*Given task*. Retype all of the listing exactly, passing over any picture you find.

*Recorded information*.
******************************

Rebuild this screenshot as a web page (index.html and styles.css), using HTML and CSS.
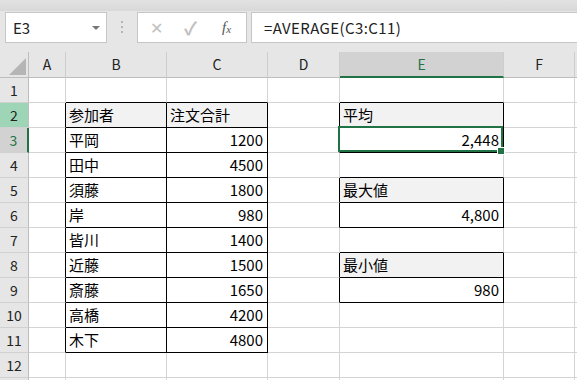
FILE: index.html
```html
<!doctype html>
<html>
<head>
<meta charset="utf-8">
<title>平均・最大値・最小値</title>
<link rel="stylesheet" href="styles.css">
</head>
<body>
<div class="bar">
    <div class="namebox">E3<span class="drop"></span></div>
    <div class="grip"><i></i><i></i><i></i></div>
    <div class="fxbox">
        <span class="ic x">✕</span>
        <span class="ic ok">✓</span>
        <span class="ic fx">f<sub>x</sub></span>
    </div>
    <div class="formula">=AVERAGE(C3:C11)</div>
</div>

<div class="sheet">
    <!-- 列見出し -->
    <div class="ch corner"></div><div class="ch">A</div><div class="ch">B</div><div class="ch">C</div><div class="ch">D</div><div class="ch sel">E</div><div class="ch">F</div><div class="ch"></div>

    <div class="rh">1</div><div></div><div class="bt"></div><div class="bt"></div><div></div><div class="bt"></div><div></div><div></div>
    <div class="rh r2">2</div><div class="bl"></div><div class="t hd">参加者</div><div class="t hd">注文合計</div><div class="bl"></div><div class="t hd">平均</div><div></div><div></div>
    <div class="rh sel">3</div><div class="bl"></div><div class="t">平岡</div><div class="t num">1200</div><div class="bl"></div><div class="t num cur">2,448</div><div></div><div></div>
    <div class="rh">4</div><div class="bl"></div><div class="t">田中</div><div class="t num">4500</div><div></div><div class="bt"></div><div></div><div></div>
    <div class="rh">5</div><div class="bl"></div><div class="t">須藤</div><div class="t num">1800</div><div class="bl"></div><div class="t hd">最大値</div><div></div><div></div>
    <div class="rh">6</div><div class="bl"></div><div class="t">岸</div><div class="t num">980</div><div class="bl"></div><div class="t num">4,800</div><div></div><div></div>
    <div class="rh">7</div><div class="bl"></div><div class="t">皆川</div><div class="t num">1400</div><div></div><div class="bt"></div><div></div><div></div>
    <div class="rh">8</div><div class="bl"></div><div class="t">近藤</div><div class="t num">1500</div><div class="bl"></div><div class="t hd">最小値</div><div></div><div></div>
    <div class="rh">9</div><div class="bl"></div><div class="t">斎藤</div><div class="t num">1650</div><div class="bl"></div><div class="t num">980</div><div></div><div></div>
    <div class="rh">10</div><div class="bl"></div><div class="t">高橋</div><div class="t num">4200</div><div></div><div></div><div></div><div></div>
    <div class="rh">11</div><div class="bl"></div><div class="t">木下</div><div class="t num">4800</div><div></div><div></div><div></div><div></div>
    <div class="rh">12</div><div></div><div></div><div></div><div></div><div></div><div></div><div></div>
    <div class="rh"></div><div></div><div></div><div></div><div></div><div></div><div></div><div></div>
</div>
</body>
</html>
```
FILE: styles.css
```css
*{ margin:0; padding:0; }
body{ width:577px; height:380px; overflow:hidden; background:#e6e6e6; font-family:"Noto Sans CJK JP","Noto Sans",sans-serif; color:#000; }

/* 数式バー */
.bar{ height:52px; box-sizing:border-box; padding-top:12px; display:flex; align-items:flex-start;
      background:linear-gradient(#e2e2e2,#d8d8d8) 0 0/100% 11px no-repeat, #e6e6e6; }
.namebox{ margin-left:5px; width:102px; height:31px; box-sizing:border-box; border:1px solid #c6c6c6; background:#fff;
          display:flex; align-items:center; padding-left:7px; font-size:15px; color:#222; }
.drop{ margin-left:auto; margin-right:6px; width:0; height:0; border-left:4px solid transparent; border-right:4px solid transparent; border-top:4px solid #777; }
.grip{ margin-left:14px; margin-top:9px; width:2px; display:flex; flex-direction:column; gap:3px; }
.grip i{ display:block; width:2px; height:2px; background:#b4b4b4; }
.fxbox{ margin-left:14px; width:110px; height:31px; box-sizing:border-box; border:1px solid #c6c6c6; background:#fff; position:relative; }
.ic{ position:absolute; top:5px; color:#c0c0c0; font-size:16px; line-height:18px; }
.ic.x{ left:12px; }
.ic.ok{ left:46px; font-size:18px; font-weight:bold; }
.ic.fx{ left:84px; color:#555; font-family:"Liberation Serif",serif; font-style:italic; font-size:15px; }
.ic.fx sub{ font-size:11px; vertical-align:-1px; }
.formula{ margin-left:4px; flex:1; height:31px; box-sizing:border-box; border:1px solid #c6c6c6; border-right:0; background:#fff;
          padding-left:12px; font-size:15px; letter-spacing:0.4px; line-height:29px; color:#222; }

/* シート */
.sheet{ display:grid; grid-template-columns:29px 37px 101px 101px 72px 164px 71px 1fr; grid-template-rows:26px; grid-auto-rows:25px;
        height:328px; overflow:hidden; background:#fff; }
.sheet > div{ box-sizing:border-box; border-right:1px solid #d4d4d4; border-bottom:1px solid #d4d4d4; padding:0 3px;
              font-size:15px; line-height:24px; white-space:nowrap; overflow:hidden; }
.sheet > .ch{ background:#e6e6e6; border-right-color:#cdcdcd; border-bottom-color:#bdbdbd; text-align:center; font-size:14px; line-height:25px; color:#222; }
.sheet > .ch.sel{ background:#d2d2d2; border-bottom:2px solid #217346; color:#217346; }
.sheet > .corner{ position:relative; border-right-color:#bdbdbd; }
.corner:after{ content:""; position:absolute; right:2px; bottom:2px; width:0; height:0; border-left:17px solid transparent; border-bottom:17px solid #b5b5b5; }
.sheet > .rh{ background:#e6e6e6; border-right-color:#bdbdbd; border-bottom-color:#d0d0d0; text-align:center; font-size:14px; color:#222; padding:0; }
.sheet > .rh.r2{ background:#9fd5b7; }
.sheet > .rh.sel{ background:#d2d2d2; border-right:2px solid #217346; color:#217346; }

/* 罫線 */
.sheet > .t{ border-right-color:#000; border-bottom-color:#000; }
.sheet > .bl{ border-right-color:#000; }
.sheet > .bt{ border-bottom-color:#000; }
.sheet > .hd{ background:#f2f2f2; }
.sheet > .num{ text-align:right; padding-right:4px; }

/* 選択セル */
.cur{ position:relative; overflow:visible !important; }
.cur:before{ content:""; position:absolute; top:-2px; left:-2px; right:0; bottom:0; border:2px solid #217346; z-index:1; }
.cur:after{ content:""; position:absolute; right:-1px; bottom:-2px; width:6px; height:6px; background:#217346; box-shadow:0 0 0 1px #fff; z-index:2; }
```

******************************

*Expected answer*.
Rebuild this screenshot as a web page (index.html and styles.css), using HTML and CSS.
FILE: index.html
```html
<!doctype html>
<html>
<head>
<meta charset="utf-8">
<title>平均・最大値・最小値</title>
<link rel="stylesheet" href="styles.css">
</head>
<body>
<div class="bar">
    <div class="namebox">E3<span class="drop"></span></div>
    <div class="grip"><i></i><i></i><i></i></div>
    <div class="fxbox">
        <span class="ic x">✕</span>
        <span class="ic ok">✓</span>
        <span class="ic fx">f<sub>x</sub></span>
    </div>
    <div class="formula">=AVERAGE(C3:C11)</div>
</div>

<div class="sheet">
    <!-- 列見出し -->
    <div class="ch corner"></div><div class="ch">A</div><div class="ch">B</div><div class="ch">C</div><div class="ch">D</div><div class="ch sel">E</div><div class="ch">F</div><div class="ch"></div>

    <div class="rh">1</div><div></div><div class="bt"></div><div class="bt"></div><div></div><div class="bt"></div><div></div><div></div>
    <div class="rh r2">2</div><div class="bl"></div><div class="t hd">参加者</div><div class="t hd">注文合計</div><div class="bl"></div><div class="t hd">平均</div><div></div><div></div>
    <div class="rh sel">3</div><div class="bl"></div><div class="t">平岡</div><div class="t num">1200</div><div class="bl"></div><div class="t num cur">2,448</div><div></div><div></div>
    <div class="rh">4</div><div class="bl"></div><div class="t">田中</div><div class="t num">4500</div><div></div><div class="bt"></div><div></div><div></div>
    <div class="rh">5</div><div class="bl"></div><div class="t">須藤</div><div class="t num">1800</div><div class="bl"></div><div class="t hd">最大値</div><div></div><div></div>
    <div class="rh">6</div><div class="bl"></div><div class="t">岸</div><div class="t num">980</div><div class="bl"></div><div class="t num">4,800</div><div></div><div></div>
    <div class="rh">7</div><div class="bl"></div><div class="t">皆川</div><div class="t num">1400</div><div></div><div class="bt"></div><div></div><div></div>
    <div class="rh">8</div><div class="bl"></div><div class="t">近藤</div><div class="t num">1500</div><div class="bl"></div><div class="t hd">最小値</div><div></div><div></div>
    <div class="rh">9</div><div class="bl"></div><div class="t">斎藤</div><div class="t num">1650</div><div class="bl"></div><div class="t num">980</div><div></div><div></div>
    <div class="rh">10</div><div class="bl"></div><div class="t">高橋</div><div class="t num">4200</div><div></div><div></div><div></div><div></div>
    <div class="rh">11</div><div class="bl"></div><div class="t">木下</div><div class="t num">4800</div><div></div><div></div><div></div><div></div>
    <div class="rh">12</div><div></div><div></div><div></div><div></div><div></div><div></div><div></div>
    <div class="rh"></div><div></div><div></div><div></div><div></div><div></div><div></div><div></div>
</div>
</body>
</html>
```
FILE: styles.css
```css
*{ margin:0; padding:0; }
body{ width:577px; height:380px; overflow:hidden; background:#e6e6e6; font-family:"Noto Sans CJK JP","Noto Sans",sans-serif; color:#000; }

/* 数式バー */
.bar{ height:52px; box-sizing:border-box; padding-top:12px; display:flex; align-items:flex-start;
      background:linear-gradient(#e2e2e2,#d8d8d8) 0 0/100% 11px no-repeat, #e6e6e6; }
.namebox{ margin-left:5px; width:102px; height:31px; box-sizing:border-box; border:1px solid #c6c6c6; background:#fff;
          display:flex; align-items:center; padding-left:7px; font-size:15px; color:#222; }
.drop{ margin-left:auto; margin-right:6px; width:0; height:0; border-left:4px solid transparent; border-right:4px solid transparent; border-top:4px solid #777; }
.grip{ margin-left:14px; margin-top:9px; width:2px; display:flex; flex-direction:column; gap:3px; }
.grip i{ display:block; width:2px; height:2px; background:#b4b4b4; }
.fxbox{ margin-left:14px; width:110px; height:31px; box-sizing:border-box; border:1px solid #c6c6c6; background:#fff; position:relative; }
.ic{ position:absolute; top:5px; color:#c0c0c0; font-size:16px; line-height:18px; }
.ic.x{ left:12px; }
.ic.ok{ left:46px; font-size:18px; font-weight:bold; }
.ic.fx{ left:84px; color:#555; font-family:"Liberation Serif",serif; font-style:italic; font-size:15px; }
.ic.fx sub{ font-size:11px; vertical-align:-1px; }
.formula{ margin-left:4px; flex:1; height:31px; box-sizing:border-box; border:1px solid #c6c6c6; border-right:0; background:#fff;
          padding-left:12px; font-size:15px; letter-spacing:0.4px; line-height:29px; color:#222; }

/* シート */
.sheet{ display:grid; grid-template-columns:29px 37px 101px 101px 72px 164px 71px 1fr; grid-template-rows:26px; grid-auto-rows:25px;
        height:328px; overflow:hidden; background:#fff; }
.sheet > div{ box-sizing:border-box; border-right:1px solid #d4d4d4; border-bottom:1px solid #d4d4d4; padding:0 3px;
              font-size:15px; line-height:24px; white-space:nowrap; overflow:hidden; }
.sheet > .ch{ background:#e6e6e6; border-right-color:#cdcdcd; border-bottom-color:#bdbdbd; text-align:center; font-size:14px; line-height:25px; color:#222; }
.sheet > .ch.sel{ background:#d2d2d2; border-bottom:2px solid #217346; color:#217346; }
.sheet > .corner{ position:relative; border-right-color:#bdbdbd; }
.corner:after{ content:""; position:absolute; right:2px; bottom:2px; width:0; height:0; border-left:17px solid transparent; border-bottom:17px solid #b5b5b5; }
.sheet > .rh{ background:#e6e6e6; border-right-color:#bdbdbd; border-bottom-color:#d0d0d0; text-align:center; font-size:14px; color:#222; padding:0; }
.sheet > .rh.r2{ background:#9fd5b7; }
.sheet > .rh.sel{ background:#d2d2d2; border-right:2px solid #217346; color:#217346; }

/* 罫線 */
.sheet > .t{ border-right-color:#000; border-bottom-color:#000; }
.sheet > .bl{ border-right-color:#000; }
.sheet > .bt{ border-bottom-color:#000; }
.sheet > .hd{ background:#f2f2f2; }
.sheet > .num{ text-align:right; padding-right:4px; }

/* 選択セル */
.cur{ position:relative; overflow:visible !important; }
.cur:before{ content:""; position:absolute; top:-2px; left:-2px; right:0; bottom:0; border:2px solid #217346; z-index:1; }
.cur:after{ content:""; position:absolute; right:-1px; bottom:-2px; width:6px; height:6px; background:#217346; box-shadow:0 0 0 1px #fff; z-index:2; }
```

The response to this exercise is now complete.